Is Criteria to Determine Obviousness in Patent Still Ambiguous?

The Courts have often engaged in discussion of the legal non-obvious inquiry, only with respect to evaluating whether it was obvious to combine certain elements and not with respect to the ultimate question of evaluating the level of advance over prior art or identifying the quantum of advance necessary to achieve non-obviousness.

In the context of combining prior art, the Court explained the need to consider market demand, design incentives, and other market forces that might lead to combinations or variations of prior art, or that a technique used with one product may be expected to be used with another. The Court also clarified that obviousness must be judged based on the claims and the prior art generally, not only on the particular solution to the particular problem that the patentee was working on. Despite the fact that these statements impart some insight relevant to measuring non-obviousness, they do not provide a reliable yardstick for the quantum of ingenuity necessary.

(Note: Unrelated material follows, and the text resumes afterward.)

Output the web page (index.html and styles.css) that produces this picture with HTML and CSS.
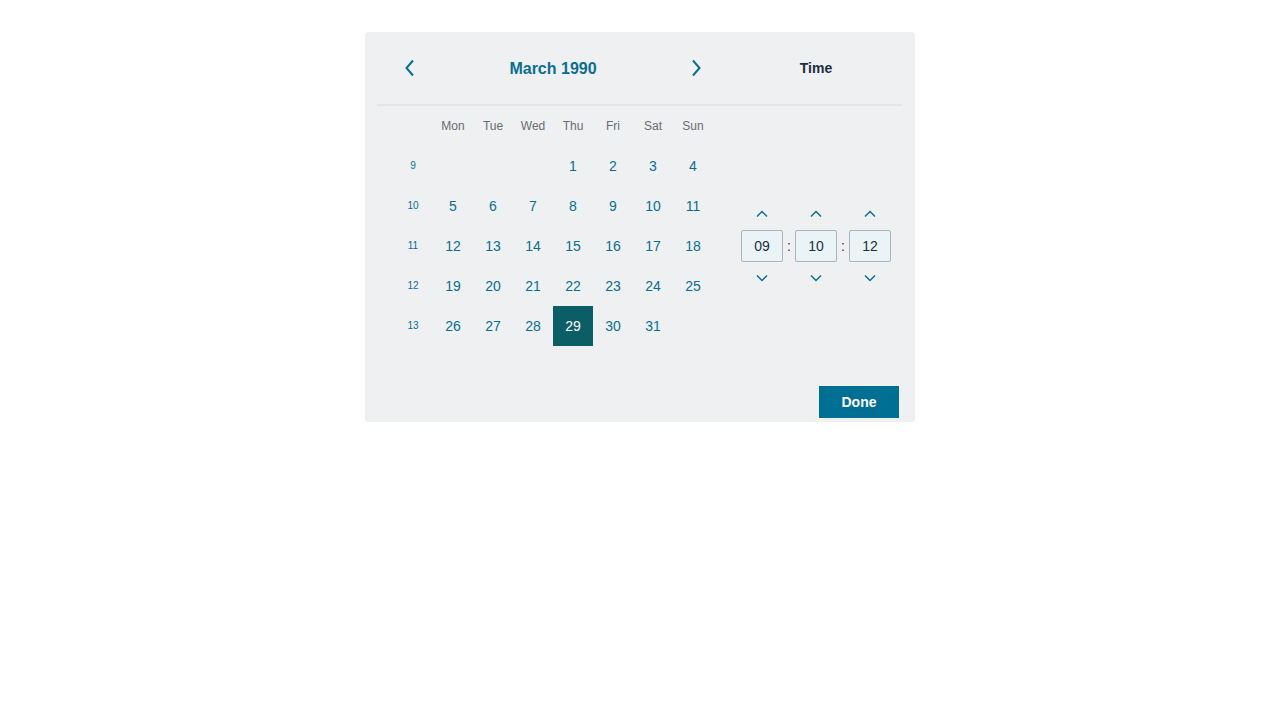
FILE: index.html
```html
<!DOCTYPE html>
<html>
<head>
<meta charset="utf-8">
<link rel="stylesheet" href="styles.css">
</head>
<body>
<div class="picker">
  <div class="top">
    <div class="cal-head">
      <button class="nav"><svg width="12" height="18" viewBox="0 0 12 18"><path d="M10 1.5 L3.5 9 L10 16.5" fill="none" stroke="currentColor" stroke-width="2"/></svg></button>
      <div class="title">March 1990</div>
      <button class="nav"><svg width="12" height="18" viewBox="0 0 12 18"><path d="M2 1.5 L8.5 9 L2 16.5" fill="none" stroke="currentColor" stroke-width="2"/></svg></button>
    </div>
    <div class="time-head">Time</div>
  </div>
  <div class="body">
    <div class="cal">
      <div class="cell"></div>
      <div class="cell dn">Mon</div><div class="cell dn">Tue</div><div class="cell dn">Wed</div><div class="cell dn">Thu</div><div class="cell dn">Fri</div><div class="cell dn">Sat</div><div class="cell dn">Sun</div>

      <div class="cell wk">9</div>
      <div class="cell"></div><div class="cell"></div><div class="cell"></div>
      <div class="cell d">1</div><div class="cell d">2</div><div class="cell d">3</div><div class="cell d">4</div>

      <div class="cell wk">10</div>
      <div class="cell d">5</div><div class="cell d">6</div><div class="cell d">7</div><div class="cell d">8</div><div class="cell d">9</div><div class="cell d">10</div><div class="cell d">11</div>

      <div class="cell wk">11</div>
      <div class="cell d">12</div><div class="cell d">13</div><div class="cell d">14</div><div class="cell d">15</div><div class="cell d">16</div><div class="cell d">17</div><div class="cell d">18</div>

      <div class="cell wk">12</div>
      <div class="cell d">19</div><div class="cell d">20</div><div class="cell d">21</div><div class="cell d">22</div><div class="cell d">23</div><div class="cell d">24</div><div class="cell d">25</div>

      <div class="cell wk">13</div>
      <div class="cell d">26</div><div class="cell d">27</div><div class="cell d">28</div><div class="cell d sel">29</div><div class="cell d">30</div><div class="cell d">31</div><div class="cell"></div>
    </div>
    <div class="time">
      <div class="spin">
        <button class="arrow"><svg width="12" height="8" viewBox="0 0 12 8"><path d="M1 6.5 L6 1.5 L11 6.5" fill="none" stroke="currentColor" stroke-width="1.5"/></svg></button>
        <div class="field">09</div>
        <button class="arrow"><svg width="12" height="8" viewBox="0 0 12 8"><path d="M1 1.5 L6 6.5 L11 1.5" fill="none" stroke="currentColor" stroke-width="1.5"/></svg></button>
      </div>
      <div class="colon">:</div>
      <div class="spin">
        <button class="arrow"><svg width="12" height="8" viewBox="0 0 12 8"><path d="M1 6.5 L6 1.5 L11 6.5" fill="none" stroke="currentColor" stroke-width="1.5"/></svg></button>
        <div class="field">10</div>
        <button class="arrow"><svg width="12" height="8" viewBox="0 0 12 8"><path d="M1 1.5 L6 6.5 L11 1.5" fill="none" stroke="currentColor" stroke-width="1.5"/></svg></button>
      </div>
      <div class="colon">:</div>
      <div class="spin">
        <button class="arrow"><svg width="12" height="8" viewBox="0 0 12 8"><path d="M1 6.5 L6 1.5 L11 6.5" fill="none" stroke="currentColor" stroke-width="1.5"/></svg></button>
        <div class="field">12</div>
        <button class="arrow"><svg width="12" height="8" viewBox="0 0 12 8"><path d="M1 1.5 L6 6.5 L11 1.5" fill="none" stroke="currentColor" stroke-width="1.5"/></svg></button>
      </div>
    </div>
  </div>
  <div class="footer">
    <button class="done">Done</button>
  </div>
</div>
</body>
</html>
```

FILE: styles.css
```css
* { box-sizing: border-box; }
html, body { margin: 0; padding: 0; background: #ffffff; }
body { font-family: "Liberation Sans", Arial, sans-serif; }

.picker {
  width: 550px;
  margin: 32px auto 0;
  background: #eff0f2;
  border-radius: 4px;
  padding: 0 13px 4px 12px;
}

button {
  font-family: inherit;
  border: none;
  background: transparent;
  padding: 0;
  cursor: pointer;
}

.top {
  display: flex;
  height: 74px;
  border-bottom: 2px solid #e3e5e8;
}

.cal-head {
  width: 320px;
  margin-left: 16px;
  display: flex;
  align-items: center;
}

.nav {
  width: 32px;
  height: 32px;
  color: #0a6e91;
  display: flex;
  align-items: center;
  justify-content: center;
}

.title {
  flex: 1;
  text-align: center;
  color: #0a6e91;
  font-size: 16px;
  font-weight: bold;
  padding-top: 2px;
}

.time-head {
  margin-left: 17px;
  flex: 1;
  display: flex;
  align-items: center;
  justify-content: center;
  font-size: 14px;
  font-weight: bold;
  color: #1d2d3e;
}

.body {
  display: flex;
}

.cal {
  margin-left: 16px;
  width: 320px;
  display: grid;
  grid-template-columns: repeat(8, 40px);
  grid-auto-rows: 40px;
}

.cell {
  display: flex;
  align-items: center;
  justify-content: center;
}

.dn {
  font-size: 12px;
  color: #6a6d70;
}

.wk {
  font-size: 10px;
  color: #0a6e91;
  padding-bottom: 2px;
}

.d {
  font-size: 14px;
  color: #0a6e91;
}

.d.sel {
  background: #0b5e66;
  color: #ffffff;
}

.time {
  margin-left: 17px;
  flex: 1;
  display: flex;
  justify-content: center;
  align-items: flex-start;
  padding-top: 92px;
}

.spin {
  width: 42px;
  display: flex;
  flex-direction: column;
  align-items: center;
}

.arrow {
  width: 42px;
  height: 32px;
  color: #0a6e91;
  display: flex;
  align-items: center;
  justify-content: center;
}

.field {
  width: 42px;
  height: 32px;
  border: 1px solid #a9b4be;
  border-radius: 2px;
  background: #eaf4f7;
  display: flex;
  align-items: center;
  justify-content: center;
  font-size: 14px;
  color: #1d2d3e;
}

.colon {
  width: 12px;
  height: 32px;
  margin-top: 32px;
  display: flex;
  align-items: center;
  justify-content: center;
  font-size: 14px;
  color: #32363a;
}

.footer {
  display: flex;
  justify-content: flex-end;
  margin-top: 40px;
  padding-right: 3px;
}

.done {
  width: 80px;
  height: 32px;
  background: #006f94;
  color: #ffffff;
  font-size: 14px;
  font-weight: bold;
}
```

Despite the fact that the doctrine at issue in Supreme Court’s decision in KSR v. Teleflex [550 U.S. 398 (2007)] was based on the hindsight bias, the Court’s opinion barely even acknowledges the hindsight problem. The Federal Circuit had developed the TSM requirement to combat the hindsight bias, a fact one would be hard pressed to decipher from the KSR opinion itself.

The Supreme Court’s ruling that TSM should not be the sole basis for determining obviousness is sure laudable, however what has arisen as a problem is too wide an area to be interpreted. We have been left to interpret what common sense would be. It is again a subjective issue.

Post-KSR cases involving claims to subject matter in more “predictable” fields of endeavor have resulted in findings of obviousness with seemingly greater frequency. For example, in Leapfrog Enters. v. Fisher-Price, Inc., 485 F.3d 11 (Fed. Cir. 2007), the court affirmed the obviousness of claims directed to a toy made up of a housing, a sound production device, at least one depiction of a sequence of letters, and a reader. Finding that the application of modern electronics to an older prior art electromechanical toy would have been obvious, the court stated “accommodating a prior art mechanical device that accomplishes that goal to modern electronics would have been reasonably obvious to one of ordinary skill in designing children’s learning devices”. The court specifically cited to the common sense of those skilled in the art (as directed by KSR) in determining the claims were obvious.